Puis, je suis comme vous sans argent. Figurez-vous qu’hier nous étions avec 16 francs en caisse; je crois bien que j’en avais 7 ou 8 dans ma bourse. Je vais tâcher de faire un emprunt, car il me faut payer bien des choses, d’ici à la fin de l’année. Seulement je voudrais savoir si la confiance semble un peu revenir.

Quant à vous, ma bonne fille qui êtes réellement si parfaite pour moi, croyez bien que j’apprécie tout ce qu’il y a dans votre coeur pour votre pauvre père, et que de son côté aussi il voudrait vous donner toute joie et tout contentement dans l’ordre des intentions de Dieu. Et, au fait, si votre nature est telle qu’elle ne puisse être dans l’ordre et dans la paix qu’en se dilatant toute entière, pourquoi ne pas la laisser suivre cette pente, si elle doit vous conduire à un plus grand bien, en vous rendant tout votre ressort.
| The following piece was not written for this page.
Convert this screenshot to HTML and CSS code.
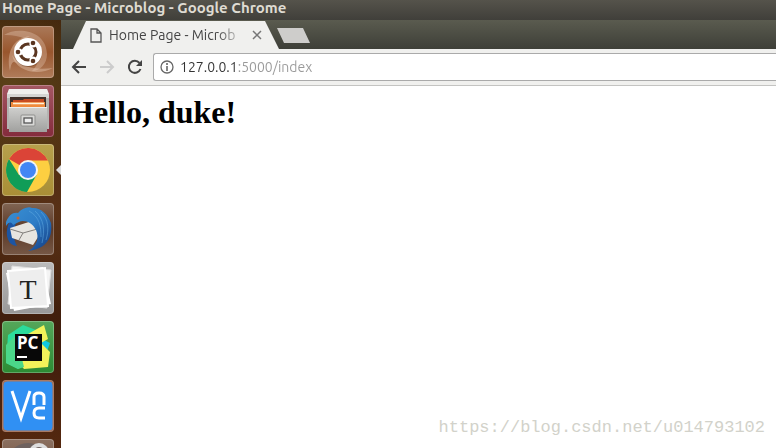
FILE: index.html
```
<!DOCTYPE html>
<html lang="en">
  <head>
    <meta charset="utf-8">
    <title>Home Page - Microblog</title>
    <link rel="stylesheet" href="styles.css">
  </head>
  <body>
    <header class="title-bar">Home Page - Microblog - Google Chrome</header>

    <div class="desktop">
      <nav class="launcher" aria-label="Launcher">
        <button class="app dash" aria-label="Dash">
          <svg viewBox="0 0 52 52">
            <path d="M2 9C14 1 44 3 45 28C45 38 38 45 30 45C46 30 32 8 2 9Z" fill="#f3dccb" opacity=".3"/>
            <path d="M8 45C4 28 10 12 28 10C14 18 12 30 20 40C14 38 10 30 8 45Z" fill="#f3dccb" opacity=".35"/>
            <path d="M51 42C36 50 14 46 10 29C18 42 34 44 51 42Z" fill="#f3dccb" opacity=".35"/>
            <circle cx="26" cy="27" r="14" fill="#4a2a16" opacity=".3"/>
            <circle cx="26" cy="26" r="14" fill="#fff"/>
            <circle cx="26" cy="26" r="8" fill="none" stroke="#5a3520" stroke-width="3"/>
            <g fill="#fff">
              <circle cx="17" cy="26" r="3.600"/>
              <circle cx="31" cy="18" r="3.600"/>
              <circle cx="31" cy="34" r="3.600"/>
            </g>
            <g fill="#5a3520">
              <circle cx="16" cy="26" r="2.300"/>
              <circle cx="31" cy="17" r="2.300"/>
              <circle cx="31" cy="35" r="2.300"/>
            </g>
          </svg>
        </button>
        <button class="app files" aria-label="Files">
          <svg viewBox="0 0 52 52">
            <defs>
              <linearGradient id="drawer" x2="0" y2="1">
                <stop stop-color="#d0d0ce"/>
                <stop offset="1" stop-color="#a0a09e"/>
              </linearGradient>
            </defs>
            <path d="M7 4H45L47 13V44H5V13Z" fill="#b4b4b2"/>
            <path d="M7 4H45L47 9H5Z" fill="#efefed"/>
            <path d="M5 9H47V13H5Z" fill="#d4d4d2"/>
            <path d="M8 12H44V24H8Z" fill="#40302a"/>
            <path d="M11 15H21L22 14H42V23H11Z" fill="#c84c22"/>
            <path d="M9 17H43V23H9Z" fill="#f08a3c"/>
            <path d="M11 18.500H42" stroke="#fff2dc" stroke-width="1.500"/>
            <path d="M7 22H45V47H7Z" fill="url(#drawer)"/>
            <path d="M7 22.500H45" stroke="#eee"/>
            <rect x="19" y="30" width="14" height="11" rx="1" fill="#d8d8d6" stroke="#8f8f8d"/>
            <rect x="22" y="33" width="8" height="5" fill="#eee" stroke="#555" stroke-width="1.300"/>
          </svg>
        </button>
        <button class="app chrome active" aria-label="Google Chrome">
          <svg viewBox="0 0 52 52">
            <circle cx="26" cy="26" r="22" fill="#fdcf41"/>
            <path d="M26 26L7 15A22 22 0 0 1 45.800 16.500H26Z" fill="#db4437"/>
            <path d="M7 15A22 22 0 0 0 25 48L34.500 31L26 26L17 31Z" fill="#109d58"/>
            <circle cx="26" cy="26" r="10" fill="#f4f4f4"/>
            <circle cx="26" cy="26" r="8" fill="#4286f4"/>
          </svg>
        </button>
        <button class="app mail" aria-label="Thunderbird">
          <svg viewBox="0 0 52 52">
            <defs>
              <linearGradient id="bird" x2="1" y2="1">
                <stop stop-color="#3a8fd2"/>
                <stop offset=".5" stop-color="#2d7cc6"/>
                <stop offset="1" stop-color="#12397f"/>
              </linearGradient>
            </defs>
            <path d="M12 14C5 19 2 32 8 40C10 42 13 43 15 43C11 36 11 28 14 20Z" fill="#1c55a3"/>
            <path d="M8 25L30 18L40 28L31 42L10 35Z" fill="#e7e5e0"/>
            <path d="M8 26L21 30L39 25M21 30L17 37" fill="none" stroke="#827f7b"/>
            <path d="M4 19C7 12 11 9 16 10C20 5 27 3 30 5C38 4 46 11 49 20C51 34 45 46 26 48C36 43 37 34 34 27C31 21 26 18 21 18C18 18 15 20 11 22C10 19 7 18 4 23Z" fill="url(#bird)"/>
            <path d="M33 8C42 16 43 27 40 40M27 8C38 14 39 24 39 34M39 9C47 17 47 27 44 37" fill="none" stroke="#65afe5" opacity=".5"/>
            <circle cx="16" cy="15" r="1.500" fill="#c86331"/>
          </svg>
        </button>
        <button class="app typora" aria-label="Typora">
          <svg viewBox="0 0 52 52">
            <path d="M10 4L49 8L45 46L6 42Z" fill="#f4f4f4" stroke="#ddd"/>
            <path d="M4 11L41 5L49 42L12 49Z" fill="#fff"/>
            <path d="M6 9L43 6L46 44L9 46Z" fill="#eee" stroke="#fff" stroke-width="2"/>
            <text x="26" y="37" text-anchor="middle" class="serif-mark">T</text>
          </svg>
        </button>
        <button class="app pycharm" aria-label="PyCharm">
          <svg viewBox="0 0 52 52">
            <path d="M6 14L21 4L34 9L30 40L16 48L4 42Z" fill="#2bdc9b"/>
            <path d="M36 16L48 22L43 36L30 40Z" fill="#11c8df"/>
            <path d="M26 13L42 4L46 18L39 22L48 31L46 46L22 48L15 40Z" fill="#f2f25a"/>
            <path d="M4 24L14 14L22 46L16 48L4 42Z" fill="#4bd789"/>
            <rect x="13" y="13" width="27" height="27" fill="#080808"/>
            <text x="15" y="28" class="pc-mark">PC</text>
            <path d="M15 36H25" stroke="#fff" stroke-width="2"/>
          </svg>
        </button>
        <button class="app vnc" aria-label="VNC Viewer">
          <svg viewBox="0 0 52 52" fill="none" stroke="#fff" stroke-width="3">
            <rect x="1" y="1" width="50" height="50" rx="4" fill="#3090f3" stroke="#a9745b" stroke-width="1"/>
            <path d="M10 11L19 38L28 11"/>
            <path d="M32 25V17Q32 13 37 13Q42 13 42 17V25M43 28H37Q32 28 32 33Q32 38 37 38H43"/>
          </svg>
        </button>
        <button class="app steam" aria-label="Steam">
          <svg viewBox="0 0 52 52">
            <circle cx="26" cy="26" r="22" fill="#6e625f"/>
            <circle cx="37" cy="14" r="10" fill="#ddd"/>
            <circle cx="37" cy="14" r="6" fill="#6e625f"/>
          </svg>
        </button>
      </nav>

      <main class="browser">
        <div class="tab-strip">
          <div class="tab">
            <svg class="page-icon" viewBox="0 0 12 15" fill="none" stroke="#555" stroke-width="1.300">
              <path d="M1 1H7L11 5V14H1ZM7 1V5H11"/>
            </svg>
            <span class="tab-title">Home Page - Microb</span>
            <button class="tab-close" aria-label="Close tab">
              <svg viewBox="0 0 10 10" stroke="#777" stroke-width="1.500">
                <path d="M1 1L9 9M9 1L1 9"/>
              </svg>
            </button>
          </div>
          <button class="new-tab" aria-label="New tab"></button>
        </div>

        <div class="toolbar">
          <button class="nav-btn" aria-label="Back">
            <svg viewBox="0 0 16 16" fill="none" stroke="#444" stroke-width="2">
              <path d="M15 8H2M8 2L2 8L8 14"/>
            </svg>
          </button>
          <button class="nav-btn" aria-label="Forward" disabled>
            <svg viewBox="0 0 16 16" fill="none" stroke="#ccc" stroke-width="2">
              <path d="M1 8H14M8 2L14 8L8 14"/>
            </svg>
          </button>
          <button class="nav-btn" aria-label="Reload">
            <svg viewBox="0 0 16 16" fill="none" stroke="#444" stroke-width="2">
              <path d="M13.500 10A6 6 0 1 1 12.500 4"/>
              <path d="M15 1V7H9Z" fill="#444" stroke="none"/>
            </svg>
          </button>
          <div class="address-bar">
            <svg class="info-icon" viewBox="0 0 14 14" fill="none" stroke="#666" stroke-width="1.300">
              <circle cx="7" cy="7" r="6"/>
              <path d="M7 6V11M7 3V5" stroke-width="1.600"/>
            </svg>
            <input class="address" type="text" value="127.0.0.1:5000/index" aria-label="Address">
          </div>
        </div>

        <section class="page">
          <h1>Hello, duke!</h1>
          <p class="watermark">https://blog.csdn.net/u014793102</p>
        </section>
      </main>
    </div>
  </body>
</html>
```
FILE: styles.css
```
:root {
  --chrome: #f0f0ee;
  --line: #c4c4c2;
}

* {
  box-sizing: border-box;
}

body {
  margin: 0;
  height: 100vh;
  display: flex;
  flex-direction: column;
  overflow: hidden;
  font-family: Ubuntu, "Noto Sans", sans-serif;
}

button {
  padding: 0;
  border: none;
  background: none;
}

svg {
  display: block;
}

.title-bar {
  height: 20px;
  padding-left: 2px;
  background: linear-gradient(#55534b, #403f3a);
  color: #dfdbd2;
  font-size: 15px;
  font-weight: bold;
  line-height: 16px;
}

.desktop {
  flex: 1;
  min-height: 0;
  display: flex;
}

/* launcher */
.launcher {
  width: 61px;
  padding: 6px 2px;
  display: flex;
  flex-direction: column;
  gap: 7px;
  overflow: hidden;
  background:
    radial-gradient(circle at 20% 15%, #5b4119, transparent 30%),
    radial-gradient(circle at 90% 45%, #593116, transparent 40%),
    linear-gradient(#3c1f0a, #4d2f10 25%, #48250f 50%, #3f1d0c 75%, #54280f);
}

.app {
  position: relative;
  flex: none;
  width: 52px;
  height: 52px;
  border-radius: 4px;
  box-shadow: inset 0 0 0 1px rgba(255, 255, 255, 0.25);
}

.dash {
  background: linear-gradient(#aa7959, #99562d 50%, #b07d5b);
}

.files {
  background: linear-gradient(#a45762, #842b3c);
}

.chrome {
  background: linear-gradient(#b7a14c, #a98e36);
}

.mail {
  background: linear-gradient(#816553, #5b3825 50%, #765846);
}

.typora {
  background: linear-gradient(#bbb, #989898);
}

.pycharm {
  background: linear-gradient(#55a75a, #2c8b34);
}

.vnc {
  background: #8d5438;
}

.steam {
  background: linear-gradient(#8b7060, #69442f);
}

.active::after {
  content: "";
  position: absolute;
  top: 21px;
  right: -7px;
  border: 5px solid transparent;
  border-left: none;
  border-right-color: #ddd;
}

.serif-mark {
  font: 28px "Liberation Serif", serif;
  fill: #222;
}

.pc-mark {
  font: bold 17px "Noto Sans", sans-serif;
  fill: #fff;
}

/* browser */
.browser {
  flex: 1;
  min-width: 0;
  display: flex;
  flex-direction: column;
}

.tab-strip {
  height: 29px;
  padding: 1px 0 0 12px;
  display: flex;
  background: linear-gradient(#5a5b4f, #3e3f38);
}

.tab {
  width: 206px;
  padding: 0 17px;
  display: flex;
  align-items: center;
  background: var(--chrome);
  clip-path: polygon(13px 0, 192px 0, 100% 100%, 0 100%);
}

.page-icon {
  width: 12px;
  height: 15px;
}

.tab-title {
  flex: 1;
  margin: 0 7px;
  color: #444;
  font-size: 14px;
  white-space: nowrap;
  mask-image: linear-gradient(to right, #000 108px, transparent 136px);
}

.tab-close,
.tab-close svg {
  width: 10px;
  height: 10px;
}

.new-tab {
  width: 33px;
  height: 15px;
  margin: 7px 0 0 -2px;
  background: #cecdcb;
  clip-path: polygon(0 0, 26px 0, 100% 100%, 7px 100%);
}

.toolbar {
  padding: 4px 0 4px 10px;
  display: flex;
  align-items: center;
  gap: 12px;
  background: var(--chrome);
  border-bottom: 1px solid var(--line);
}

.nav-btn,
.nav-btn svg {
  width: 16px;
  height: 16px;
}

.address-bar {
  flex: 1;
  height: 28px;
  padding-left: 6px;
  margin-left: -2px;
  display: flex;
  align-items: center;
  gap: 6px;
  background: #fff;
  border: 1px solid #aaa;
  border-right: none;
  border-radius: 3px 0 0 3px;
}

.info-icon {
  width: 14px;
  height: 14px;
}

/* host is dark, port and path are grey */
.address {
  flex: 1;
  min-width: 0;
  padding: 0;
  border: none;
  outline: none;
  color: transparent;
  font: 14px Ubuntu, "Noto Sans", sans-serif;
  background: linear-gradient(to right, #333 57px, #999 57px);
  background-clip: text;
}

.page {
  flex: 1;
  padding: 8px;
  display: flex;
  flex-direction: column;
  justify-content: space-between;
  background: #fff;
  font-family: "Liberation Serif", serif;
}

.page h1 {
  margin: 0;
  font-size: 32px;
  line-height: 36px;
}

.watermark {
  margin: 0 3px 0 0;
  color: #d2d2ca;
  font: 17px/24px "Liberation Mono", monospace;
  text-align: right;
}
```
Ce qui s’est passé chez vous servirait à prouver que les règles absolues ne sont pas bonnes dans tous les cas, et qu’il faut quelquefois les ployer aux natures particulières. Pour moi, si vous trouvez qu’il y a quelque bien pour vous à vous développer, selon ce que me dit votre lettre du 25 avril, je suis tout disposé à vous y aider et j’en serai même tout heureux, puisque vous et moi nous aurons assez souffert pour croire qu’il n’y a pas à regretter la situation que nous nous étions faite, sans doute à tort, puisqu’elle a si mal réussi.

Je vous plains de toute mon âme d’avoir vu s’éteindre chez vous cette pauvre enfant, dont vous me parlez. Cependant faut-il s’affliger beaucoup d’aider un petit ange à s’envoler vers le ciel? Il semble que ces départs marquent plus sûrement la route qui sépare ceux qui restent de Dieu, vers qui l’âme qui s’en va s’est élancée. Pour moi, je suis dans un pressoir continuel. Je fais le Mois de Marie avec toute la dévotion possible; j’en inspire à mes enfants tant que je puis, mais je suis d’une désolante aridité. Sous cette écorce si sèche, il me semble bien découvrir un principe de foi qui se fortifie, mais c’est bien dur par moments de n’avoir que des mots sans aucune onction à adresser à Notre-Seigneur. Je m’en veux dans ces moments de me sentir si affectueux pour vous, mais je crois aussi que c’est une grande grâce que Dieu me fait pour m’empêcher de trop douter de moi-même.

Adieu, ma chère enfant. Je suis tout vôtre avec un coeur que votre souvenir dilate toujours.

E.D’ALZON.

La maison va bien, les élèves sont bien remontés; j’en ai chassé cinq ou six. Les maîtres vont presque tous bien. Il y a un développement prodigieux chez l’abbé Henri. Cardenne est bien saint, mais les élèves de la 1ère division qui ont saisi sa préchomanie l’appellent: circuit quaerens quem sermonet.

Comment vont vos Soeurs et quand se fait la première communion? Mme Bolze m’assomme de ses visites pour en savoir l’époque. Nous sommes ici huit seulement, et je ne vois pas que cela semble devoir augmenter beaucoup.